# [The exercise]
Find each line with the string "index" and report it.

# [Dataset section]
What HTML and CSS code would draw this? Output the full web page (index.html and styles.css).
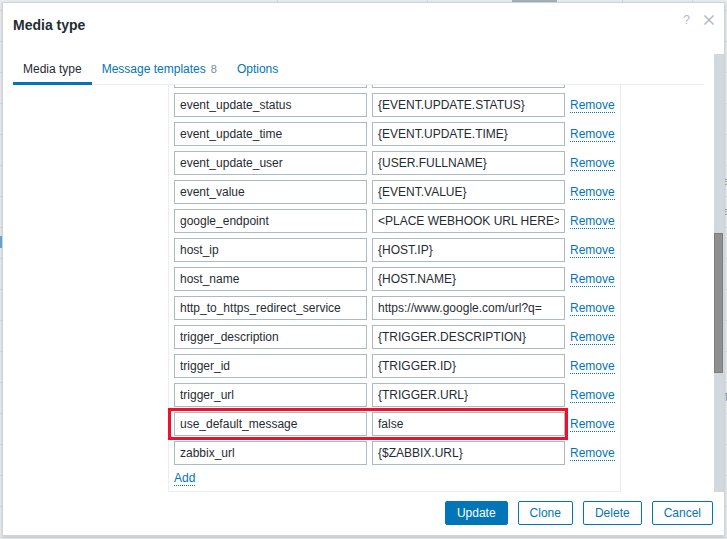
FILE: index.html
```html
<!DOCTYPE html>
<html>
<head>
<meta charset="utf-8">
<link rel="stylesheet" href="styles.css">
</head>
<body>
<div class="backdrop">
  <div class="bg-mark"></div>
  <div class="bg-tab"></div>
  <span class="bg-letter l1">a</span>
  <span class="bg-letter l2">a</span>
  <span class="bg-letter l3">T</span>
</div>
<div class="dialog">
  <div class="dlg-head">
    <h4 class="dlg-title">Media type</h4>
    <div class="head-btns">
      <span class="help">?</span>
      <svg class="close" width="12" height="12" viewBox="0 0 12 12"><path d="M1.5 1.5 L10.5 10.5 M10.5 1.5 L1.5 10.5" stroke="#acbbc2" stroke-width="1.5" fill="none"/></svg>
    </div>
  </div>
  <div class="dlg-body">
    <div class="main">
      <ul class="tabs">
        <li class="tab active"><a>Media type</a></li>
        <li class="tab"><a>Message templates<span class="count">8</span></a></li>
        <li class="tab"><a>Options</a></li>
      </ul>
      <div class="clip">
        <div class="params">
          <div class="prow"><input class="field" value="event_update_severity"><input class="field" value="{EVENT.UPDATE.SEVERITY}"><a class="link rm">Remove</a></div>
          <div class="prow"><input class="field" value="event_update_status"><input class="field" value="{EVENT.UPDATE.STATUS}"><a class="link rm">Remove</a></div>
          <div class="prow"><input class="field" value="event_update_time"><input class="field" value="{EVENT.UPDATE.TIME}"><a class="link rm">Remove</a></div>
          <div class="prow"><input class="field" value="event_update_user"><input class="field" value="{USER.FULLNAME}"><a class="link rm">Remove</a></div>
          <div class="prow"><input class="field" value="event_value"><input class="field" value="{EVENT.VALUE}"><a class="link rm">Remove</a></div>
          <div class="prow"><input class="field" value="google_endpoint"><input class="field" value="&lt;PLACE WEBHOOK URL HERE&gt;"><a class="link rm">Remove</a></div>
          <div class="prow"><input class="field" value="host_ip"><input class="field" value="{HOST.IP}"><a class="link rm">Remove</a></div>
          <div class="prow"><input class="field" value="host_name"><input class="field" value="{HOST.NAME}"><a class="link rm">Remove</a></div>
          <div class="prow"><input class="field" value="http_to_https_redirect_service"><input class="field" value="https://www.google.com/url?q="><a class="link rm">Remove</a></div>
          <div class="prow"><input class="field" value="trigger_description"><input class="field" value="{TRIGGER.DESCRIPTION}"><a class="link rm">Remove</a></div>
          <div class="prow"><input class="field" value="trigger_id"><input class="field" value="{TRIGGER.ID}"><a class="link rm">Remove</a></div>
          <div class="prow"><input class="field" value="trigger_url"><input class="field" value="{TRIGGER.URL}"><a class="link rm">Remove</a></div>
          <div class="prow"><input class="field" value="use_default_message"><input class="field" value="false"><a class="link rm">Remove</a></div>
          <div class="prow"><input class="field" value="zabbix_url"><input class="field" value="{$ZABBIX.URL}"><a class="link rm">Remove</a></div>
          <div class="add-row"><a class="link">Add</a></div>
        </div>
      </div>
    </div>
    <div class="scrollbar"><div class="thumb"></div></div>
  </div>
  <div class="dlg-foot">
    <button class="btn primary">Update</button>
    <button class="btn">Clone</button>
    <button class="btn">Delete</button>
    <button class="btn">Cancel</button>
  </div>
  <div class="highlight"></div>
</div>
</body>
</html>
```
FILE: styles.css
```css
html, body {
  margin: 0;
  padding: 0;
}
body {
  width: 727px;
  height: 539px;
  overflow: hidden;
  position: relative;
  font-family: "Liberation Sans", Arial, sans-serif;
  font-size: 12px;
  color: #1f2c33;
  background-color: #e9edf0;
  background-image: repeating-linear-gradient(to bottom, transparent 0, transparent 10px, #d8dee2 10px, #d8dee2 11px, transparent 11px, transparent 31px);
}
.backdrop {
  position: absolute;
  inset: 0;
  background-image:
    linear-gradient(to right, transparent 277px, #d0d8dc 277px, #d0d8dc 278px, transparent 278px, transparent 427px, #d0d8dc 427px, #d0d8dc 428px, transparent 428px, transparent 622px, #d0d8dc 622px, #d0d8dc 623px, transparent 623px, transparent 692px, #d0d8dc 692px, #d0d8dc 693px, transparent 693px);
  background-size: 727px 4px;
  background-repeat: no-repeat;
}
.bg-tab {
  position: absolute;
  left: 512px;
  top: 0;
  width: 45px;
  height: 3px;
  background: #a3b2ba;
}
.bg-mark {
  position: absolute;
  left: 0;
  top: 236px;
  width: 2px;
  height: 12px;
  background: #6aa9d6;
}
.bg-letter {
  position: absolute;
  left: 723px;
  font-size: 11px;
  color: #8d9aa2;
}
.l1 { top: 175px; }
.l2 { top: 205px; }
.l3 { top: 391px; }

.dialog {
  position: absolute;
  left: 2px;
  top: 2px;
  width: 721px;
  height: 532px;
  border: 1px solid #cdd5d9;
  background: #fff;
  box-shadow: 0 1px 3px rgba(0, 0, 0, 0.18);
  display: flex;
  flex-direction: column;
}
.dlg-head {
  height: 51px;
  box-sizing: border-box;
  padding: 13px 9px 0 10px;
  display: flex;
  align-items: flex-start;
  flex: none;
}
.dlg-title {
  margin: 0;
  font-size: 14px;
  line-height: 18px;
  font-weight: bold;
  color: #1f2c33;
}
.head-btns {
  margin-left: auto;
  display: flex;
  align-items: center;
  gap: 13px;
  margin-top: -3px;
}
.help {
  font-size: 12px;
  color: #acbbc2;
  line-height: 14px;
}
.close {
  display: block;
}
.dlg-body {
  display: flex;
  height: 438px;
  flex: none;
}
.main {
  width: 711px;
  display: flex;
  flex-direction: column;
}
.tabs {
  list-style: none;
  margin: 0 10px;
  padding: 0;
  display: flex;
  border-bottom: 1px solid #ebeef0;
  flex: none;
}
.tab {
  margin-bottom: -1px;
}
.tab a {
  display: block;
  padding: 8px 10px 6px;
  line-height: 14px;
  color: #0275b8;
  border-bottom: 3px solid transparent;
}
.tab.active a {
  color: #1f2c33;
  border-bottom-color: #0275b8;
}
.count {
  color: #768d99;
  font-size: 11px;
  margin-left: 5px;
}
.clip {
  flex: 1;
  overflow: hidden;
  padding-left: 165px;
}
.params {
  margin-top: -27px;
  border: 1px solid #ebeef0;
  padding: 5px;
  box-sizing: content-box;
  width: 441px;
  display: flex;
  flex-direction: column;
  gap: 5px;
}
.prow {
  display: flex;
  align-items: center;
  height: 24px;
  gap: 5px;
}
.field {
  width: 193px;
  height: 24px;
  box-sizing: border-box;
  border: 1px solid #acbbc2;
  padding: 0 5px;
  margin: 0;
  font-family: "Liberation Sans", Arial, sans-serif;
  font-size: 12px;
  color: #1f2c33;
  background: #fff;
  outline: none;
}
.link {
  color: #0275b8;
  line-height: 14px;
  border-bottom: 1px dotted #0275b8;
  cursor: pointer;
}
.rm {
  margin-top: 1px;
}
.add-row {
  height: 16px;
  display: flex;
  align-items: flex-start;
  padding-top: 1px;
  box-sizing: border-box;
}
.scrollbar {
  width: 10px;
  background: #d1d9de;
}
.thumb {
  margin-top: 179px;
  width: 9px;
  height: 140px;
  box-sizing: border-box;
  background: #8f8f8f;
  border: 1px solid #7d7d7d;
}
.dlg-foot {
  flex: none;
  display: flex;
  justify-content: flex-end;
  gap: 10px;
  padding: 9px 11px 10px 0;
}
.btn {
  height: 24px;
  box-sizing: border-box;
  padding: 0 11px;
  border: 1px solid #0275b8;
  border-radius: 2px;
  background: #fff;
  color: #0275b8;
  font-family: "Liberation Sans", Arial, sans-serif;
  font-size: 12px;
  line-height: 22px;
  margin: 0;
}
.btn.primary {
  background: #0275b8;
  color: #fff;
}
.highlight {
  position: absolute;
  left: 165px;
  top: 405px;
  width: 400px;
  height: 32px;
  box-sizing: border-box;
  border: 3px solid #f0102e;
}
```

# [Response below]
What HTML and CSS code would draw this? Output the full web page (index.html and styles.css).
FILE: index.html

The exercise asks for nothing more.